Хью Персон, спустившись за своей случайной спутницей по длинной крутой лестнице, проводил девицу к ее любимому перекрестку, где они и расстались на много-много лет. Он надеялся пробыть с ней до утра и таким образом сэкономить на ночлеге в гостинице с мертвым постояльцем, притаившимся в каждом темном углу одиночества, но она, увидев, что Хью хочет остаться, неверно истолковала его намерение и жестоко сказала, что слишком много времени уйдет на то, чтобы снова привести в форму такого слабосильного любовника, и вывела его на улицу. Но заснуть помешал ему не призрак отца, а духота. Он распахнул настежь обе створки окна; под ним, четырьмя этажами ниже, располагалась автомобильная стоянка; тонкий месяц над головой был слишком бледен, чтобы осветить крыши домов, спускавшихся к невидимому озеру; свет от гаража выхватывал ступени пустынных лестниц, ведущих в царство теней; все это представлялось жалким и далеким, и наш боявшийся высоты Персон почувствовал, как сила тяготения приглашает его присоединиться к ночи и к отцу.
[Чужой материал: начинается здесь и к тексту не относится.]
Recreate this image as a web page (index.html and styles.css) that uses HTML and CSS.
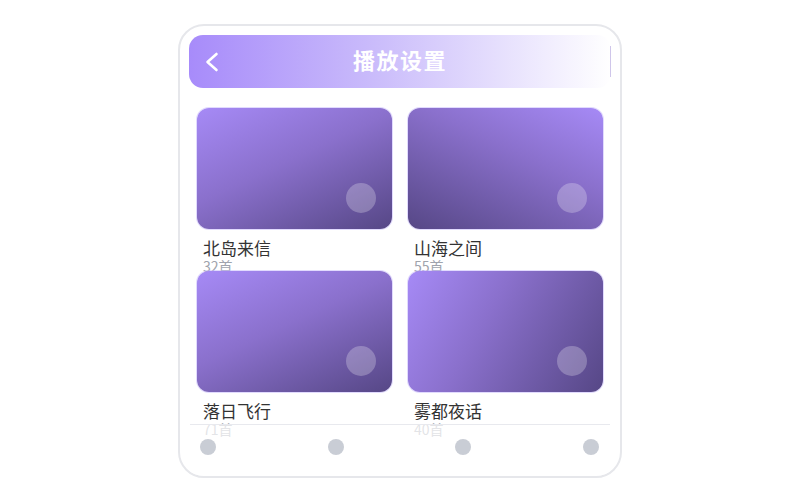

В отрочестве он не раз нагишом разгуливал во сне, но знакомая обстановка оберегала его, пока в конце концов странная болезнь не пропала. Но сегодня, на верхнем этаже чужой гостиницы, он чувствовал себя беззащитным. Закрыл окно и провел в кресле остаток ночи.

7

В те далекие ночи, когда на Хью находили приступы сомнамбулизма, он выходил из спальни в обнимку с подушкой и спускался по лестнице. Просыпался в странных местах: на ступенях, ведущих в погреб, или в кладовке в прихожей, среди галош и дождевиков; и хотя не слишком бывал напуган этими босоногими вылазками, тем не менее, не желая «походить на привидение», просил запирать его на ночь. Впрочем, и это не помогало, потому что он вылезал через окно на скат крыши над галереей, ведущей в школьное общежитие. В первый раз, когда он это проделал, холодок черепицы под его ступнями разбудил его, и он вернулся назад в темноте, обходя стулья и другие препятствия скорей на слух, чем на ощупь. Глупый старый доктор посоветовал родителям расстелить на полу у кровати мокрые полотенца и расставить тазы с водой на его пути, — несмотря на это, он преодолел все преграды в своем волшебном сне и очнулся дрожащим от холода рядом с дымоходом на крыше, в компании со школьным котом. Вскоре после этого инцидента призрачные похождения пошли на убыль, они практически прекратились в позднем отрочестве. Предпоследним эхом этих чудес запомнился курьезный случай борьбы с прикроватным столиком. Произошло это, когда Хью учился в колледже и снимал с однокурсником Джеком Муром (нет, не родственник Джулии) две комнаты в недавно построенном Снайдер-холле. Джек был разбужен среди ночи, после изнурительного дня предэкзаменационной зубрежки, грохотом в смежной комнате. Он пошел посмотреть, в чем дело. Хью приснилось, что его прикроватный столик, маленький трехногий уродец, перекочевавший к нему из-под телефона в коридоре, отплясывает яростный воинственный танец, как это было уже однажды в присутствии Хью на спиритическом сеансе, когда захожую тень Наполеона спросили, не скучает ли она по весенним закатам на острове Св. Елены. Джек Мур обнаружил друга энергично свесившегося с кровати, обеими руками обхватившего невинный предмет в уморительной попытке остановить его воображаемую пляску. Книги, пепельница, будильник, пузырек с микстурой от кашля валялись на полу, а истязаемая вещь кряхтела и потрескивала в объятиях безумца. Джек Мур расцепил борцов. Хью молча повернулся на другой бок и заснул.